Do not strike specimens
Pyrite is historically associated with sparks, but striking collector pieces can fracture them and create debris. Preserve display specimens rather than using them as fire tools.
Preserve labels
Locality, habit, matrix, and collection history add meaning. Keep old labels with pyrite specimens, especially unusual cubes, plates, or historical pieces.
FAQ
Is The Gate-Sun of Navarune an ancient pyrite legend?
No. It is a modern literary folktale inspired by pyrite’s appearance, mineral tests, cubic growth, and long association with discernment between gold and glitter.
Why is pyrite called fool’s gold?
Pyrite’s brassy metallic luster can resemble gold at a glance. Simple observations separate them: pyrite is harder, brittle, often cubic, and leaves a dark streak; gold is softer, malleable, richer yellow, and leaves a yellow streak.
Why do pyrite cubes often show stripes?
Many pyrite cubes show fine growth striations on their faces. These lines reflect the mineral’s growth patterns and can run in different orientations from face to face.
Can pyrite really make sparks?
Pyrite can produce sparks when struck against steel or hard stone, which is part of its historical importance. Collector specimens should not be struck, because they can chip, crack, or shed fragments.
What is the difference between pyrite and marcasite?
Both are iron disulfide, FeS2, but they have different crystal structures. Marcasite is often more fragile and can be less stable in humid storage conditions.
How should pyrite be stored?
Keep it dry, stable, and away from acids, salt, steam, ultrasonic cleaning, and prolonged moisture. Separate any crumbling or oxidizing material from other specimens.

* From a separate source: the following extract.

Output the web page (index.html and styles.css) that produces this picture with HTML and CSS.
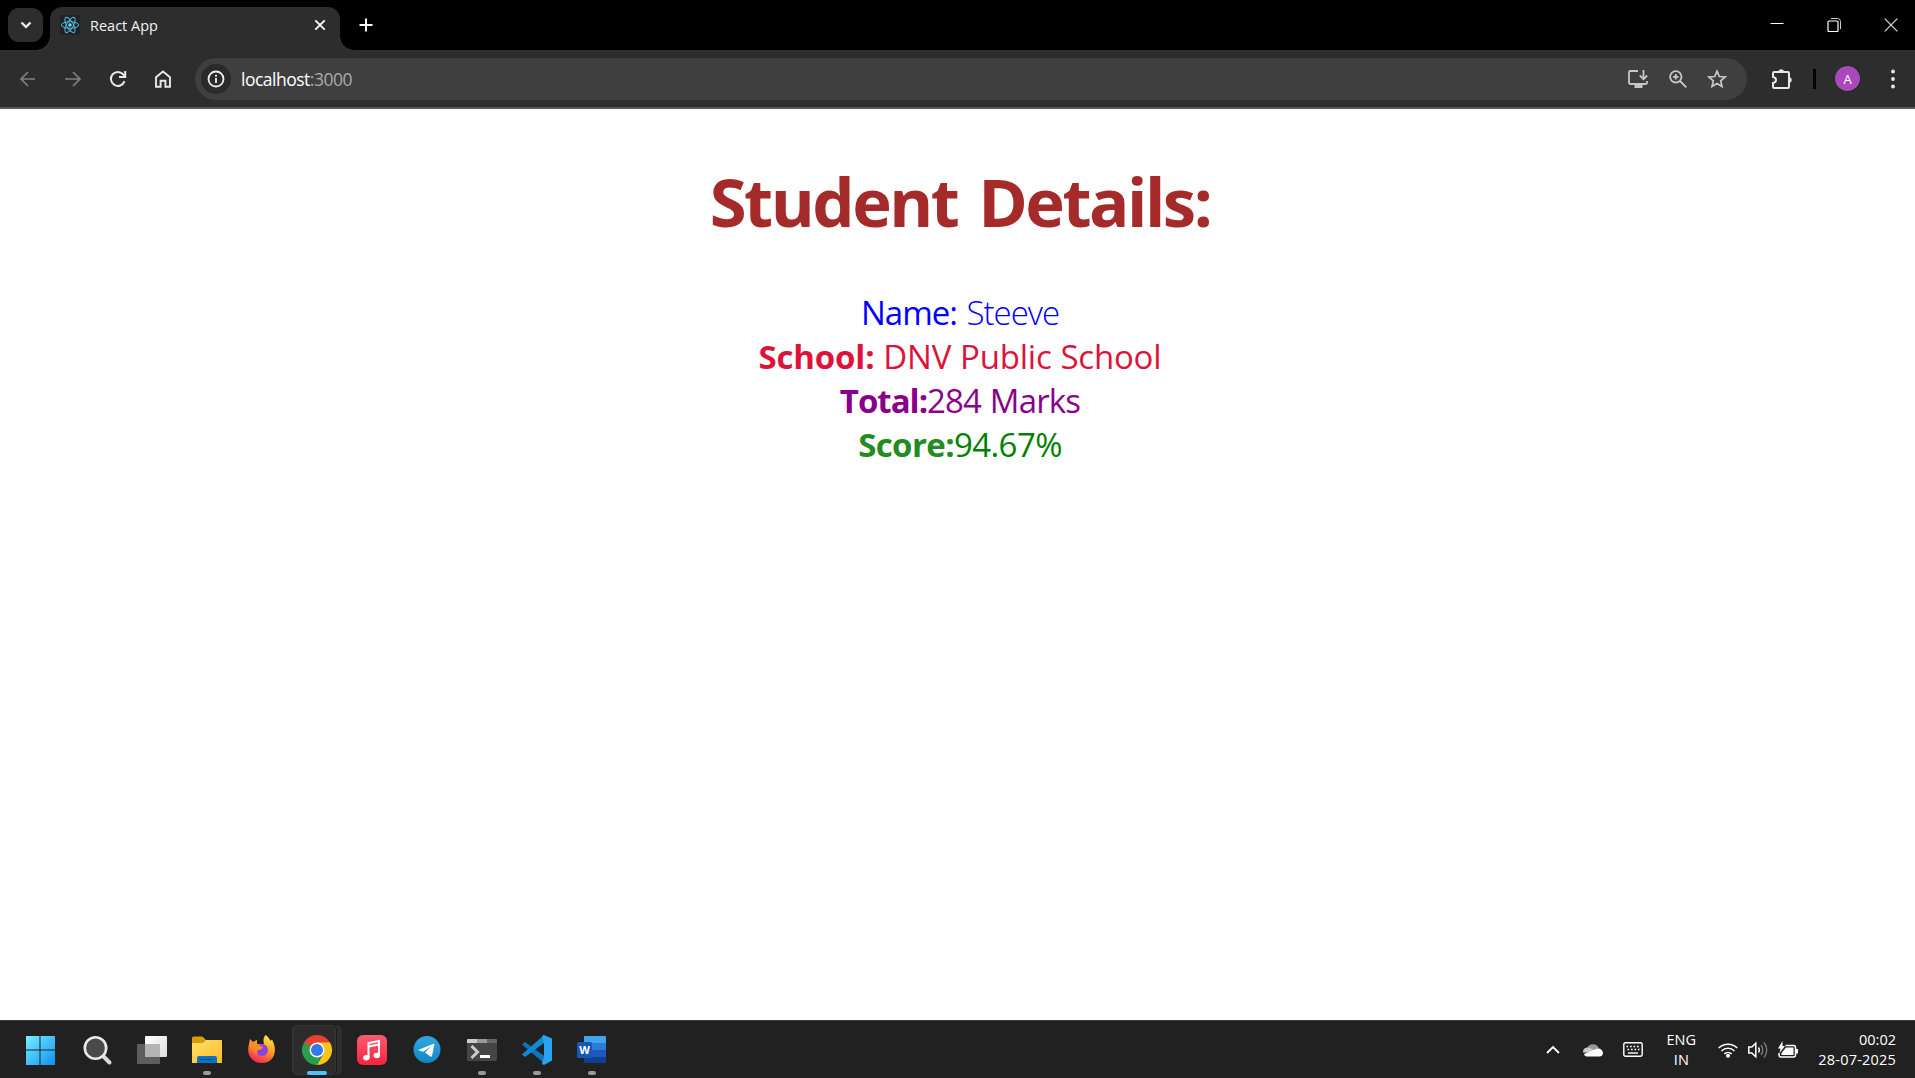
FILE: index.html
```html
<!DOCTYPE html>
<html lang="en">
<head>
<meta charset="utf-8">
<title>React App</title>
<link rel="stylesheet" href="styles.css">
</head>
<body>
<header class="tabstrip">
  <button class="tab-search" aria-label="Search tabs"><svg width="35" height="34" viewBox="0 0 35 34"><path d="M13.5 14.5l4.5 4.5 4.500-4.500" fill="none" stroke="#fff" stroke-width="2.200"/></svg></button>
  <div class="tab">
    <svg class="favicon" width="20" height="20" viewBox="0 0 20 20"><rect width="20" height="20" rx="1" fill="#20232a"/><g fill="none" stroke="#53b8d0" stroke-width="1"><ellipse cx="10" cy="10" rx="8.600" ry="3.300"/><ellipse cx="10" cy="10" rx="8.600" ry="3.300" transform="rotate(60 10 10)"/><ellipse cx="10" cy="10" rx="8.600" ry="3.300" transform="rotate(120 10 10)"/></g><circle cx="10" cy="10" r="1.700" fill="#61dafb"/></svg>
    <span class="tab-title">React App</span>
    <svg class="tab-close" width="12" height="12" viewBox="0 0 12 12"><path d="M1.300 1.300l9.400 9.400M10.700 1.300L1.300 10.700" stroke="#fff" stroke-width="1.800"/></svg>
  </div>
  <svg class="new-tab" width="14" height="14" viewBox="0 0 14 14"><path d="M7 .5v13M.5 7h13" stroke="#fff" stroke-width="2"/></svg>
  <div class="window-buttons">
    <svg width="14" height="14" viewBox="0 0 14 14"><path d="M.5 5.500h13" stroke="#fff"/></svg>
    <svg width="14" height="14" viewBox="0 0 14 14"><path d="M4 .5h6.500a3 3 0 0 1 3 3V11" fill="none" stroke="#ccc"/><rect x="1" y="3" width="10" height="10.500" rx="1" fill="none" stroke="#fff" stroke-width="1.200"/></svg>
    <svg width="14" height="14" viewBox="0 0 14 14"><path d="M.7.7l12.600 12.600M13.300.7L.7 13.300" stroke="#ddd" stroke-width="1.200"/></svg>
  </div>
</header>
<nav class="toolbar">
  <div class="nav-buttons">
    <svg width="18" height="18" viewBox="0 0 18 18"><path d="M16 9H2.500M9 2L2 9l7 7" fill="none" stroke="#808080" stroke-width="1.700"/></svg>
    <svg width="18" height="18" viewBox="0 0 18 18"><path d="M1 9h14.500M9 2l7 7-7 7" fill="none" stroke="#808080" stroke-width="1.700"/></svg>
    <svg width="18" height="18" viewBox="0 0 18 18"><path d="M15.500 11.200A7 7 0 1 1 14.500 4.700L16 6.500M16.200 1v6H10" fill="none" stroke="#e8e8e8" stroke-width="2"/></svg>
    <svg width="18" height="18" viewBox="0 0 18 18"><path d="M2 7.200L9 1.500l7 5.700v9.600h-4.600v-6H6.600v6H2z" fill="none" stroke="#e8e8e8" stroke-width="1.900"/></svg>
  </div>
  <div class="omnibox">
    <span class="site-info"><svg width="18" height="18" viewBox="0 0 18 18"><circle cx="9" cy="9" r="7.500" fill="none" stroke="#eee" stroke-width="1.800"/><path d="M9 8v5M9 4.800v1.900" stroke="#eee" stroke-width="1.800"/></svg></span>
    <span class="url">localhost<span class="port">:3000</span></span>
    <div class="page-actions">
      <svg width="22" height="20" viewBox="0 0 22 20"><path d="M11 2H3.200Q2 2 2 3.200v10.600Q2 15 3.200 15h15.600q1.200 0 1.200-1.200V12M16.500 1v8.500M12.800 6.500l3.700 3.700 3.700-3.700" fill="none" stroke="#c7c7c7" stroke-width="1.800"/><path d="M7.500 15h8v4h-8z" fill="#c7c7c7"/></svg>
      <svg width="18" height="18" viewBox="0 0 18 18"><circle cx="6.800" cy="6.800" r="5.700" fill="none" stroke="#c7c7c7" stroke-width="1.800"/><path d="M11 11l6.300 6.300M6.800 4v5.600M4 6.800h5.600" stroke="#c7c7c7" stroke-width="1.800"/></svg>
      <svg width="20" height="20" viewBox="0 0 20 20"><path d="M10 2.200l2.300 5.300 5.800.5-4.400 3.800 1.300 5.700-5-3-5 3 1.300-5.700L1.900 8l5.800-.5z" fill="none" stroke="#c7c7c7" stroke-width="1.700"/></svg>
    </div>
  </div>
  <svg class="extensions" width="22" height="22" viewBox="0 0 22 22"><path d="M3.200 4h13.600q1.200 0 1.200 1.200v13.600q0 1.200-1.200 1.200H3.200Q2 20 2 18.800V15q3-.5 3-3T2 9V5.200Q2 4 3.200 4z" fill="none" stroke="#e8e8e8" stroke-width="2"/><path d="M7.500 4a2.700 2.700 0 0 1 5.400 0zM18 9.300a2.700 2.700 0 0 1 0 5.400z" fill="#e8e8e8"/></svg>
  <span class="divider"></span>
  <span class="avatar">A</span>
  <svg class="menu" width="4" height="20" viewBox="0 0 4 20"><g fill="#e8e8e8"><circle cx="2" cy="2.500" r="1.900"/><circle cx="2" cy="10" r="1.900"/><circle cx="2" cy="17.500" r="1.900"/></g></svg>
</nav>
<main class="page">
  <h1 class="heading">Student Details:</h1>
  <div class="details">
    <div class="row name"><span class="label">Name:</span><span class="value"> Steeve</span></div>
    <div class="row school"><b class="label">School:</b><span class="value"> DNV Public School</span></div>
    <div class="row total"><b class="label">Total:</b><span class="value">284 Marks</span></div>
    <div class="row score"><b class="label">Score:</b><span class="value">94.67%</span></div>
  </div>
</main>
<footer class="taskbar">
  <div class="apps">
    <span class="app start"><svg width="32" height="32" viewBox="0 0 32 32"><defs><linearGradient id="win" gradientUnits="userSpaceOnUse" x1="2" y1="2" x2="31" y2="31"><stop stop-color="#7af0ff"/><stop offset="1" stop-color="#0a90f5"/></linearGradient></defs><path d="M2 2h13.500v13.500H2zM16.500 2H31v13.500H16.500zM2 16.500h13.500V31H2zM16.500 16.500H31V31H16.500z" fill="url(#win)"/></svg></span>
    <span class="app"><svg width="32" height="32" viewBox="0 0 32 32"><path d="M22.500 22.500l6 6" stroke="#d5dae0" stroke-width="4" stroke-linecap="round"/><circle cx="14.500" cy="14" r="10.700" fill="#4a4a4a" stroke="#e8ebee" stroke-width="2.600"/></svg></span>
    <span class="app"><svg width="32" height="32" viewBox="0 0 32 32"><defs><linearGradient id="tv" x1="0" y1="0" x2="1" y2="1"><stop stop-color="#fff"/><stop offset="1" stop-color="#ddd"/></linearGradient></defs><rect x="1" y="10" width="23" height="20" rx="1" fill="#5e5e5e"/><rect x="9" y="2" width="22" height="21" rx="1" fill="url(#tv)"/><path d="M9 10h15v13H9z" fill="#b4b4b4"/></svg></span>
    <span class="app running"><svg width="32" height="32" viewBox="0 0 32 32"><defs><linearGradient id="fold" x1="0" y1="0" x2="1" y2="1"><stop stop-color="#ffe06a"/><stop offset="1" stop-color="#ffbd26"/></linearGradient></defs><path d="M1 4q0-1.500 1.500-1.500H11q1 0 2 1.500l2 2h14.500Q31 6 31 7.500V16H1z" fill="#dc9b08"/><path d="M1 9h11l3-3h15q1 0 1 1v22H1z" fill="url(#fold)"/><path d="M6 29v-5q0-2 2-2h16q2 0 2 2v5z" fill="#0b74c8"/><path d="M9.500 25.500h13" stroke="#064d8b" stroke-width="1.200"/></svg></span>
    <span class="app"><svg width="32" height="32" viewBox="0 0 32 32"><defs><linearGradient id="ff" x1=".8" y1="0" x2=".3" y2="1"><stop stop-color="#fff04d"/><stop offset=".45" stop-color="#ff9a20"/><stop offset="1" stop-color="#f52256"/></linearGradient></defs><path d="M19.500 1c2.500 1.500 4 3.500 5 6l1.500-1.500c6.500 12 1.500 23.500-10 23.500C5 29 0 20 3 10l1-5 3 3 4-2v4l7 0C17 7 17.500 3 19.500 1z" fill="url(#ff)"/><circle cx="16" cy="16" r="6" fill="#8545dc"/><path d="M3 11q5-3 9 0l5 2q-1 3-5 3-2 2 0 4-6-1-9-9z" fill="#ff8b20"/></svg></span>
    <span class="app active"><svg width="32" height="32" viewBox="0 0 32 32"><path d="M16 16L3 8.500A15 15 0 0 1 29 8.500z" fill="#e84133"/><path d="M16 16L3 8.500A15 15 0 0 0 16 31l6.500-11.250z" fill="#2a9f4a"/><path d="M16 16l0-7.500h13A15 15 0 0 1 16 31l6.500-11.250z" fill="#fcc41b"/><path d="M3 8.500h13v7.500H9z" fill="#e84133"/><path d="M3 8.500l6.500 11.250L16 16z" fill="#2a9f4a"/><circle cx="16" cy="16" r="7.500" fill="#fff"/><circle cx="16" cy="16" r="6" fill="#3479e9"/></svg></span>
    <span class="app"><svg width="32" height="32" viewBox="0 0 32 32"><defs><linearGradient id="mus" x1="0" y1="0" x2="0" y2="1"><stop stop-color="#fc5c73"/><stop offset="1" stop-color="#fa233c"/></linearGradient></defs><rect x="1" y="1" width="30" height="30" rx="6" fill="url(#mus)"/><path d="M12.500 24V9l10.500-2v14.500M12.500 12.500l10.500-2" fill="none" stroke="#fff" stroke-width="2"/><ellipse cx="10.300" cy="23.800" rx="3.200" ry="2.700" fill="#fff"/><ellipse cx="20.800" cy="21.500" rx="3.200" ry="2.700" fill="#fff"/></svg></span>
    <span class="app"><svg width="32" height="32" viewBox="0 0 32 32"><defs><linearGradient id="tg" x1="0" y1="0" x2="0" y2="1"><stop stop-color="#2fa8e0"/><stop offset="1" stop-color="#1286c4"/></linearGradient></defs><circle cx="16" cy="15.500" r="13.500" fill="url(#tg)"/><path d="M7 16L22.500 9.700q1-.3.800 1L21 22q-.5 1.300-1.700.5L14 18.500l6-6-8 5.200z" fill="#fff"/></svg></span>
    <span class="app running"><svg width="32" height="32" viewBox="0 0 32 32"><rect x="1" y="5" width="30" height="22" rx="1" fill="#454545"/><path d="M1 9V6q0-1 1-1h9v4z" fill="#ccc"/><path d="M11 5h10v4H11z" fill="#999"/><path d="M21 5h9q1 0 1 1v3H21z" fill="#666"/><path d="M5.500 12l6 6-6 6" fill="none" stroke="#ccc" stroke-width="3"/><path d="M14 22.500h10" stroke="#fff" stroke-width="3"/></svg></span>
    <span class="app running"><svg width="32" height="32" viewBox="0 0 32 32"><path d="M1 10.500l3-2.500L24 22.500V30z" fill="#0b76be"/><path d="M1 20.500L4 23l19-14V1z" fill="#118bd6"/><path d="M23 1L31 4.500v22L23 31l-2-1 2-7.500v-13L21 2z" fill="#29a4f2"/></svg></span>
    <span class="app running"><svg width="32" height="32" viewBox="0 0 32 32"><path d="M8 2h21q1 0 1 1v6H8z" fill="#41a5ee"/><path d="M8 9h22v7H8z" fill="#2b7cd3"/><path d="M8 16h22v7H8z" fill="#185abd"/><path d="M8 23h22v5q0 1-1 1H8z" fill="#103f91"/><rect x="1" y="8" width="15" height="16" rx="1.500" fill="#1a56b4"/><text x="8.500" y="20" class="word-letter">W</text></svg></span>
  </div>
  <div class="tray">
    <svg class="chevron" width="14" height="9" viewBox="0 0 14 9"><path d="M1 8l6-6 6 6" fill="none" stroke="#fff" stroke-width="1.800"/></svg>
    <svg class="cloud" width="20" height="14" viewBox="0 0 20 14"><path d="M4 6a6.200 6.200 0 0 1 12 0l-6 4z" fill="#999"/><path d="M0 9.500A4.500 4.500 0 0 1 6 4.700l12 5z" fill="#ccc"/><path d="M1 11l12-5q5-2 7 3.500 0 4-4 4H4q-2.500 0-3-2.500z" fill="#fff"/></svg>
    <svg class="keyboard" width="20" height="15" viewBox="0 0 20 15"><rect x=".8" y=".8" width="18.400" height="13.400" rx="1.600" fill="none" stroke="#fff" stroke-width="1.400"/><path d="M3.500 4.500h13M4.500 7.500h12" stroke="#fff" stroke-width="1.500" stroke-dasharray="1.700 1.800"/><path d="M5 11h10" stroke="#fff" stroke-width="1.400"/></svg>
    <div class="lang"><div>ENG</div><div>IN</div></div>
    <svg class="wifi" width="20" height="16" viewBox="0 0 20 16"><g fill="none" stroke="#fff" stroke-width="1.500"><path d="M.7 6a13.200 13.200 0 0 1 18.600 0M3.500 9a9.200 9.200 0 0 1 13 0M6.300 12a5.200 5.200 0 0 1 7.400 0"/></g><circle cx="10" cy="13.700" r="2" fill="#fff"/></svg>
    <svg class="volume" width="20" height="18" viewBox="0 0 20 18"><path d="M.8 6h3l4-3.800v13.600L3.800 12h-3z" fill="none" stroke="#fff" stroke-width="1.500"/><path d="M10.500 6.500q1.800 2.500 0 5" fill="none" stroke="#fff" stroke-width="1.400"/><path d="M13 4q3.600 5 0 10M16 1.500q5.500 7.500 0 15" fill="none" stroke="#777" stroke-width="1.400"/></svg>
    <svg class="battery" width="20" height="18" viewBox="0 0 20 18"><path d="M7.500 4.500h8q2 0 2 2v7.500q0 2-2 2H3q-2 0-2-2v-2" fill="none" stroke="#fff" stroke-width="1.500"/><path d="M8 6.500h7.500V14H3.500v-2z" fill="#fff"/><path d="M18 8h2v4.500h-2zM4.500 0L0 7.500h2.500L1.500 12 7 5H4.500z" fill="#fff"/></svg>
    <div class="clock"><div>00:02</div><div class="date">28-07-2025</div></div>
  </div>
</footer>
</body>
</html>
```
FILE: styles.css
```css
* { box-sizing: border-box; }
body {
  margin: 0;
  width: 1915px;
  height: 1078px;
  display: flex;
  flex-direction: column;
  overflow: hidden;
  background: #fff;
  font-family: "Open Sans", "Noto Sans", sans-serif;
}
svg { display: block; flex: none; }

.tabstrip {
  height: 50px;
  display: flex;
  align-items: center;
  padding-left: 8px;
  background: #000;
}
.tab-search {
  width: 35px;
  height: 34px;
  padding: 0;
  border: 0;
  border-radius: 11px;
  background: #2d2d2d;
}
.tab {
  position: relative;
  display: flex;
  align-items: center;
  align-self: flex-end;
  width: 290px;
  height: 43px;
  margin-left: 7px;
  padding: 0 14px 7px 10px;
  border-radius: 12px 12px 0 0;
  background: #2d2d2d;
}
.tab::before, .tab::after {
  content: "";
  position: absolute;
  bottom: 0;
  width: 14px;
  height: 14px;
}
.tab::before { left: -14px; background: radial-gradient(circle at 0 0, transparent 13.5px, #2d2d2d 14px); }
.tab::after { right: -14px; background: radial-gradient(circle at 100% 0, transparent 13.5px, #2d2d2d 14px); }
.tab-title { margin-left: 10px; font-size: 14.5px; letter-spacing: 0; color: #f2f2f2; }
.tab-close { margin-left: auto; }
.new-tab { margin-left: 19px; }
.window-buttons { display: flex; gap: 43px; margin-left: auto; padding-right: 17px; }

.toolbar {
  height: 59px;
  display: flex;
  align-items: center;
  padding-left: 19px;
  border-bottom: 2px solid #5a5858;
  background: #2d2d2d;
}
.nav-buttons { display: flex; gap: 27px; }
.omnibox {
  width: 1552px;
  height: 42px;
  display: flex;
  align-items: center;
  margin-left: 23px;
  padding: 0 20px 0 6px;
  border-radius: 21px;
  background: #3f3f3f;
}
.site-info {
  display: grid;
  place-items: center;
  width: 30px;
  height: 30px;
  border-radius: 50%;
  background: #2a2a2a;
}
.url { margin-left: 10px; font-size: 17.5px; letter-spacing: -.5px; color: #fff; }
.port { color: #aaa; }
.page-actions { display: flex; align-items: center; gap: 20px; margin-left: auto; }
.extensions { margin-left: 24px; }
.divider { width: 3px; height: 20px; margin-left: 20px; background: #000; }
.avatar {
  display: grid;
  place-items: center;
  width: 25px;
  height: 25px;
  margin-left: 19px;
  border-radius: 50%;
  background: #ab47bc;
  box-shadow: 0 0 0 1px #17351a;
  color: #fff;
  font-size: 13px;
}
.menu { margin-left: 31px; }

.page { flex: 1; text-align: center; padding: 46px 0 0 5px; }
.heading {
  margin: 0;
  color: brown;
  font-size: 67px;
  line-height: 92px;
  font-weight: 700;
  letter-spacing: -2.5px;
  word-spacing: 6px;
}
.details { margin-top: 44px; font-size: 33px; line-height: 44px; }
.row { height: 44px; white-space: pre; }
.name { color: blue; letter-spacing: -1px; word-spacing: 2px; }
.name .value { font-weight: 300; }
.school { color: crimson; letter-spacing: -.2px; word-spacing: .5px; }
.total { color: darkmagenta; letter-spacing: -.85px; word-spacing: 1px; }
.total .label { letter-spacing: -1px; }
.score { color: green; letter-spacing: -.6px; }
.score .label { color: forestgreen; }

.taskbar {
  height: 58px;
  display: flex;
  align-items: center;
  justify-content: space-between;
  padding: 0 19px 0 18px;
  border-top: 1px solid #3b3d3e;
  background: #212121;
  color: #fff;
}
.apps { display: flex; gap: 7px; }
.app {
  position: relative;
  display: grid;
  place-items: center;
  width: 48px;
  height: 50px;
}
.start { margin: 0 2px 0 -2px; }
.app svg { position: relative; }
.active::before {
  content: "";
  position: absolute;
  inset: 0 5px 0 -1px;
  border: 1px solid #363636;
  border-radius: 5px;
  background: #2c2c2c;
  box-shadow: 1px 0 0 #1c1c1c, 6px 0 0 #2e2e2e;
}
.running::after, .active::after {
  content: "";
  position: absolute;
  bottom: 0;
  left: 20px;
  width: 8px;
  height: 4px;
  border-radius: 2px;
  background: #999;
}
.active::after { left: 14px; width: 20px; background: #4cc2ff; }
.word-letter { fill: #fff; font-size: 11px; font-weight: 700; text-anchor: middle; }
.tray { display: flex; align-items: center; font-size: 14.5px; line-height: 20px; }
.cloud { margin-left: 23px; }
.keyboard { margin-left: 20px; }
.lang { width: 30px; margin-left: 23px; text-align: center; }
.wifi { margin-left: 22px; }
.volume { margin-left: 10px; }
.battery { margin-left: 10px; }
.clock { margin-left: 20px; text-align: right; }
.date { letter-spacing: .2px; }
```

The Meaning of the Gate-Sun
Pyrite’s legend is not that glitter is worthless. It is that glitter asks to be understood. The Gate-Sun is built from tested pieces: cubes with edges, plates with memory, questions set slightly off-center, and people willing to arrange themselves around what proves true. In Navarune, morning returns not because a stone pretends to be gold, but because everyone learns to hold honest light in common.